Dataset section
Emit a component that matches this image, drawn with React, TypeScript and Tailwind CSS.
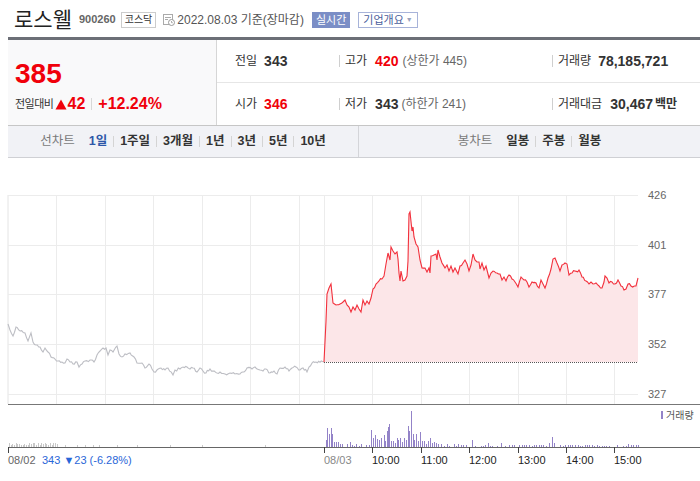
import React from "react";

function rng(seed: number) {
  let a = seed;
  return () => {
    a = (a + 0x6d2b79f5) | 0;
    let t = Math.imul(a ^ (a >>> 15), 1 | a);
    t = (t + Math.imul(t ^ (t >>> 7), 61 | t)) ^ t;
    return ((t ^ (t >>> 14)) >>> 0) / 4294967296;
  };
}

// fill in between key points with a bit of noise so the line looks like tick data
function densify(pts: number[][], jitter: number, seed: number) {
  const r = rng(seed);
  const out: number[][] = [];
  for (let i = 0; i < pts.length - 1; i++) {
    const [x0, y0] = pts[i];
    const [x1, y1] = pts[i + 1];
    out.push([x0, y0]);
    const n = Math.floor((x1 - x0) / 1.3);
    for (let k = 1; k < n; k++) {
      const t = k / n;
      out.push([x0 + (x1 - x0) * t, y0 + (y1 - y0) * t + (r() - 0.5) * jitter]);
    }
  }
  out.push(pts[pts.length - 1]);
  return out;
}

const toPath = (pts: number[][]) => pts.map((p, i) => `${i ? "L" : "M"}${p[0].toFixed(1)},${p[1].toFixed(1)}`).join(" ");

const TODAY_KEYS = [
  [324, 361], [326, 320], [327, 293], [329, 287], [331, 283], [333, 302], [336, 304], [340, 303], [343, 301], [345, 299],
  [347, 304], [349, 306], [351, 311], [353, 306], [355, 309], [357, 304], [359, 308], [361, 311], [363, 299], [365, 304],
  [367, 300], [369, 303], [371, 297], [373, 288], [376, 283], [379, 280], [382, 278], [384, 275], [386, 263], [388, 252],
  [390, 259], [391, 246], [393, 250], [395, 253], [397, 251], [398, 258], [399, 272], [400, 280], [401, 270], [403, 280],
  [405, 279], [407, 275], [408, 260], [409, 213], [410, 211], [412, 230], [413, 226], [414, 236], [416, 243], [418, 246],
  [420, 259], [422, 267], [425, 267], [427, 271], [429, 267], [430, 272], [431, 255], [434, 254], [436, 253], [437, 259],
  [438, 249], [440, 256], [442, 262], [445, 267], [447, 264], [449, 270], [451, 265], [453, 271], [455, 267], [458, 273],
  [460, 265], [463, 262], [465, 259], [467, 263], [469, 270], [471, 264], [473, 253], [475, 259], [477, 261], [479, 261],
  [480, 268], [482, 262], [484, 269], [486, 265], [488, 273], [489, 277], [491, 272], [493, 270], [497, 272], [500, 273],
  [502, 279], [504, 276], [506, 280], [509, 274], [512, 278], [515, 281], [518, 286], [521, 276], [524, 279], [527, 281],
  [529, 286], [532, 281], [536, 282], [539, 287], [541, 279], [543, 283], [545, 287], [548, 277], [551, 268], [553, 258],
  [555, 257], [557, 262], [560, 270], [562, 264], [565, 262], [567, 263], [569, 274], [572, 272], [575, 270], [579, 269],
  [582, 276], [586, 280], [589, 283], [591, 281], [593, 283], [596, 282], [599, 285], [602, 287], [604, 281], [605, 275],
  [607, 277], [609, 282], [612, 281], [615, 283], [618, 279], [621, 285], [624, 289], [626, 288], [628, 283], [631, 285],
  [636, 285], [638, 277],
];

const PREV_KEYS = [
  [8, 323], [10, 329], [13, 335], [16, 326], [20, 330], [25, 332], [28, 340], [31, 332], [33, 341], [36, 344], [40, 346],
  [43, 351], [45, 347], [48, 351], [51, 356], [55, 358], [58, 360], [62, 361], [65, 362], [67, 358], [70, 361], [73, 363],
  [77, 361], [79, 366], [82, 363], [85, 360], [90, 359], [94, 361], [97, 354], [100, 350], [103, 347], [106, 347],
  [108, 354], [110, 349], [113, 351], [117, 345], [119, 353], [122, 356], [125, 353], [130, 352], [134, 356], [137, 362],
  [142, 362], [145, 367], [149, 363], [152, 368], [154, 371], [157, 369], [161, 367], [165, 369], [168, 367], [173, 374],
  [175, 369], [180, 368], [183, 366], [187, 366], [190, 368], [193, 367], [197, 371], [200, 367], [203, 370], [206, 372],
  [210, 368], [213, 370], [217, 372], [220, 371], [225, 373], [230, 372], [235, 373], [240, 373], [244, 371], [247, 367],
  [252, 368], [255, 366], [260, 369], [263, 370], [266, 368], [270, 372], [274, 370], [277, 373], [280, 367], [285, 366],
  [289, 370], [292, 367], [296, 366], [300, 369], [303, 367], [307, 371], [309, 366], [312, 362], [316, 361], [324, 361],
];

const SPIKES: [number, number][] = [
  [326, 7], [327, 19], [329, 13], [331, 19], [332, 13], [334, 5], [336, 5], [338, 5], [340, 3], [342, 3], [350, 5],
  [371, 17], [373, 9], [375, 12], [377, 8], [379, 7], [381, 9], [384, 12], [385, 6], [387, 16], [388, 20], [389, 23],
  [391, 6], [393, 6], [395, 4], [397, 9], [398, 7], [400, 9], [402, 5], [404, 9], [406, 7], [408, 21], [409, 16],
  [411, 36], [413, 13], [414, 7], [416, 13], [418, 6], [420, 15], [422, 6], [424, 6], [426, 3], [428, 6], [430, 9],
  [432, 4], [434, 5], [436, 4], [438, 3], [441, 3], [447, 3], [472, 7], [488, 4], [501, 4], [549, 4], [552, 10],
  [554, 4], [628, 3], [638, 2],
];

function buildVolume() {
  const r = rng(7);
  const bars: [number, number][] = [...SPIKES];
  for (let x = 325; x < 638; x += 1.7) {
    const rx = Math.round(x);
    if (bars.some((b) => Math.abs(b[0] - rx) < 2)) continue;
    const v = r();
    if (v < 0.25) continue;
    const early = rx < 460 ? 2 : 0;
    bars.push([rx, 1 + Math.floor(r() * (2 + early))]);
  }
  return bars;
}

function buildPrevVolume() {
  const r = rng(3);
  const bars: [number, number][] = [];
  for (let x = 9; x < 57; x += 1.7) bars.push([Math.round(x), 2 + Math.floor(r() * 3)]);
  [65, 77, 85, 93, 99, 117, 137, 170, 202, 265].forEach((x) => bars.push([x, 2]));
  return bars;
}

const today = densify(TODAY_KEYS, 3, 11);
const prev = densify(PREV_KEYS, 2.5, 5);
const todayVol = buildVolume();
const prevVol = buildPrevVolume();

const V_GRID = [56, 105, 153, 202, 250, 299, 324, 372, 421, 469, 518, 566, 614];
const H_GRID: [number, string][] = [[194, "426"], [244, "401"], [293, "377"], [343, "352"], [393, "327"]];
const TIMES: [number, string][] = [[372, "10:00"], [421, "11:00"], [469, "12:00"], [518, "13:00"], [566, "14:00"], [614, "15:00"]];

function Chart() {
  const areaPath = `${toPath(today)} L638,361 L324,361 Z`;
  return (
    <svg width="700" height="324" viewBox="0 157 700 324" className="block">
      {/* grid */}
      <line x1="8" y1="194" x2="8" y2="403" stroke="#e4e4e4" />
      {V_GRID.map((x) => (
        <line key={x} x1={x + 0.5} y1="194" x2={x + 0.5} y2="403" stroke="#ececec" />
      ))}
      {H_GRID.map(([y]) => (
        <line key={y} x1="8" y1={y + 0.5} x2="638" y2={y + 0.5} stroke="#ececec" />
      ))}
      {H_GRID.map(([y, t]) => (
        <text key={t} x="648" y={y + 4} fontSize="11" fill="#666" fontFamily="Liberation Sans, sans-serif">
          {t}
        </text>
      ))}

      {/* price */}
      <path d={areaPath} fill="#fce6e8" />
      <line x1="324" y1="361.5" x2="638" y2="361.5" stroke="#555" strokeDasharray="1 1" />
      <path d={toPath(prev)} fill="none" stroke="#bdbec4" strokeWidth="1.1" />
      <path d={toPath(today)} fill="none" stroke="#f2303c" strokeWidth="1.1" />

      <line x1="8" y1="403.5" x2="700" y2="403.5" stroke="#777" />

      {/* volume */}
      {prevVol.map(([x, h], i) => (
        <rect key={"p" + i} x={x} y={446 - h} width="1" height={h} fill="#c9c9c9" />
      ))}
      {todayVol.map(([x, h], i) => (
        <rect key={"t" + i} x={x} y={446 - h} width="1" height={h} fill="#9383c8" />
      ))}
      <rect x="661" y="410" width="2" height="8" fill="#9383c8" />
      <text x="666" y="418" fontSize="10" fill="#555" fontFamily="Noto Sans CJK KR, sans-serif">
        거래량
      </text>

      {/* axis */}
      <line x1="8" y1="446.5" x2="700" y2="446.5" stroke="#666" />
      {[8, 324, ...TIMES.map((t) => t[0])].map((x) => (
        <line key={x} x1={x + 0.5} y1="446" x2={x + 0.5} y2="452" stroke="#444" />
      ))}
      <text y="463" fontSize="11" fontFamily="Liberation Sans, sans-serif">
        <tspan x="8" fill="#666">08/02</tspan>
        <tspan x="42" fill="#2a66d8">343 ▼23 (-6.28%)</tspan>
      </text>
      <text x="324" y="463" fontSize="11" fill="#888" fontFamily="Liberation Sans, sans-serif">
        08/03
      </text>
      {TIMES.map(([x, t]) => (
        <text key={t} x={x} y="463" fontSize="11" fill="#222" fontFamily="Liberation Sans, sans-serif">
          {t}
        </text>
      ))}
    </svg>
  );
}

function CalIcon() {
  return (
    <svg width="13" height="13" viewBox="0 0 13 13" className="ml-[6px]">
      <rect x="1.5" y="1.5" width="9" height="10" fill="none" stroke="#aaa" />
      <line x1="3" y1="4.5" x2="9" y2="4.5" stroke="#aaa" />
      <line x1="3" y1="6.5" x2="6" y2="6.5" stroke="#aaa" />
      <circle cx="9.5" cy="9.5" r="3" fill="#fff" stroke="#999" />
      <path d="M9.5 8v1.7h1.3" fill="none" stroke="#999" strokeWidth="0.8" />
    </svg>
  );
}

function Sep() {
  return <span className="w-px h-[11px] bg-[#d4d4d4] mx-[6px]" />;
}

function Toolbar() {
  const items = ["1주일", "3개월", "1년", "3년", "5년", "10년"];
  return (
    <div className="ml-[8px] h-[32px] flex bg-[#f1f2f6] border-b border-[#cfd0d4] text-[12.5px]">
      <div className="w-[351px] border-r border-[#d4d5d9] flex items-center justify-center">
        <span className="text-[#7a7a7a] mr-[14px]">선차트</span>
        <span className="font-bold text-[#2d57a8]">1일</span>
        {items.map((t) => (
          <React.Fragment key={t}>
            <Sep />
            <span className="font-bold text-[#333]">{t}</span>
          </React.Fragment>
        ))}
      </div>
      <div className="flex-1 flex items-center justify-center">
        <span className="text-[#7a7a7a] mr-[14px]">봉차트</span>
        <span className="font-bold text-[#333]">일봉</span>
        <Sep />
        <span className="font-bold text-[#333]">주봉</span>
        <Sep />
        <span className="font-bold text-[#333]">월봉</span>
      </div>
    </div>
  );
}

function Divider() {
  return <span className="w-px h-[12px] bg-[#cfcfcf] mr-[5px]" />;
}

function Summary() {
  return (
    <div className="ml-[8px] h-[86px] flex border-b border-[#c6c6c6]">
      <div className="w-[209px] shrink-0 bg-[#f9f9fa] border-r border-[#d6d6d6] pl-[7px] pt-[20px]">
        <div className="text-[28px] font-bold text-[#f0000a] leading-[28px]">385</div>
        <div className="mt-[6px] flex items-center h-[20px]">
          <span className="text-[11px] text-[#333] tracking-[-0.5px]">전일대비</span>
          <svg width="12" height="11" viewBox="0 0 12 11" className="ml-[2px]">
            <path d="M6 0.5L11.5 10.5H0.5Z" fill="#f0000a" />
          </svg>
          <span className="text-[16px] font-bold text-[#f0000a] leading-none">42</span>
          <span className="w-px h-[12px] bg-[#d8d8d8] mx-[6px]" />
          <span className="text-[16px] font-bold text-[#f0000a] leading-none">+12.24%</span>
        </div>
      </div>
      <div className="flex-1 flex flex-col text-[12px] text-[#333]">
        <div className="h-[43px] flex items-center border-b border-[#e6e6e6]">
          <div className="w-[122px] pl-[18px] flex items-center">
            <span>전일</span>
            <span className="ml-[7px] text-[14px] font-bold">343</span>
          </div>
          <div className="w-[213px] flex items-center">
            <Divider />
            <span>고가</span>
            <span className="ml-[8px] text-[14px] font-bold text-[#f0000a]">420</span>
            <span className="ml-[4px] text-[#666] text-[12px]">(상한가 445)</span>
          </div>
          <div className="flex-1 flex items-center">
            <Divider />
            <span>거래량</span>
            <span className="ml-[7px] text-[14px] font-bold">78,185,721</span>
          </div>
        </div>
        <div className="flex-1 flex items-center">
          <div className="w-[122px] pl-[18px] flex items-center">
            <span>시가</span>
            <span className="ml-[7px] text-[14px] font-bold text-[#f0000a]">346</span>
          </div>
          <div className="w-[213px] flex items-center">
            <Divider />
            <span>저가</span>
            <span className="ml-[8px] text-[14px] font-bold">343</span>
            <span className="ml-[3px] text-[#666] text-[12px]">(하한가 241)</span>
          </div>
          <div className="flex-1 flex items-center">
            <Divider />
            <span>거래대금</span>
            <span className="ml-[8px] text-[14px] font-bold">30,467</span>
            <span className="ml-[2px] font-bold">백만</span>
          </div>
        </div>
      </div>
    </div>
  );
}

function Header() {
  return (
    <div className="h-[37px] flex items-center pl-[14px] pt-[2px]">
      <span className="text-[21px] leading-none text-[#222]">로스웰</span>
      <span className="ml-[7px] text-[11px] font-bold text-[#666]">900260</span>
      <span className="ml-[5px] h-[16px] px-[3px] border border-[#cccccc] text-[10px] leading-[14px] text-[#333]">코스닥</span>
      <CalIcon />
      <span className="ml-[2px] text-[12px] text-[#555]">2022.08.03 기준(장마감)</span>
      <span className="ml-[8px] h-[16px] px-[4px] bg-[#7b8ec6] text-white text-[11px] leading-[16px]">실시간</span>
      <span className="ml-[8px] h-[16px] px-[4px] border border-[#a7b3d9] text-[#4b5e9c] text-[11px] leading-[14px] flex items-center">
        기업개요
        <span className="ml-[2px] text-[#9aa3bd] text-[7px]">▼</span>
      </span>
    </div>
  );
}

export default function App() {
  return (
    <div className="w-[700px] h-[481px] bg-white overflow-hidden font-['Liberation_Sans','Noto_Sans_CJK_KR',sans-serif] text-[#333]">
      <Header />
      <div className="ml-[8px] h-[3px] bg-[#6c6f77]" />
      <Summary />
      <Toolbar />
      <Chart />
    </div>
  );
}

Task description
Skip the pictures, please, and transcribe only the lines from the beginning of the material through the one that contains "const toPath = (pts: number[][])".

The answer
Emit a component that matches this image, drawn with React, TypeScript and Tailwind CSS.
import React from "react";

function rng(seed: number) {
  let a = seed;
  return () => {
    a = (a + 0x6d2b79f5) | 0;
    let t = Math.imul(a ^ (a >>> 15), 1 | a);
    t = (t + Math.imul(t ^ (t >>> 7), 61 | t)) ^ t;
    return ((t ^ (t >>> 14)) >>> 0) / 4294967296;
  };
}

// fill in between key points with a bit of noise so the line looks like tick data
function densify(pts: number[][], jitter: number, seed: number) {
  const r = rng(seed);
  const out: number[][] = [];
  for (let i = 0; i < pts.length - 1; i++) {
    const [x0, y0] = pts[i];
    const [x1, y1] = pts[i + 1];
    out.push([x0, y0]);
    const n = Math.floor((x1 - x0) / 1.3);
    for (let k = 1; k < n; k++) {
      const t = k / n;
      out.push([x0 + (x1 - x0) * t, y0 + (y1 - y0) * t + (r() - 0.5) * jitter]);
    }
  }
  out.push(pts[pts.length - 1]);
  return out;
}

const toPath = (pts: number[][]) => pts.map((p, i) => `${i ? "L" : "M"}${p[0].toFixed(1)},${p[1].toFixed(1)}`).join(" ");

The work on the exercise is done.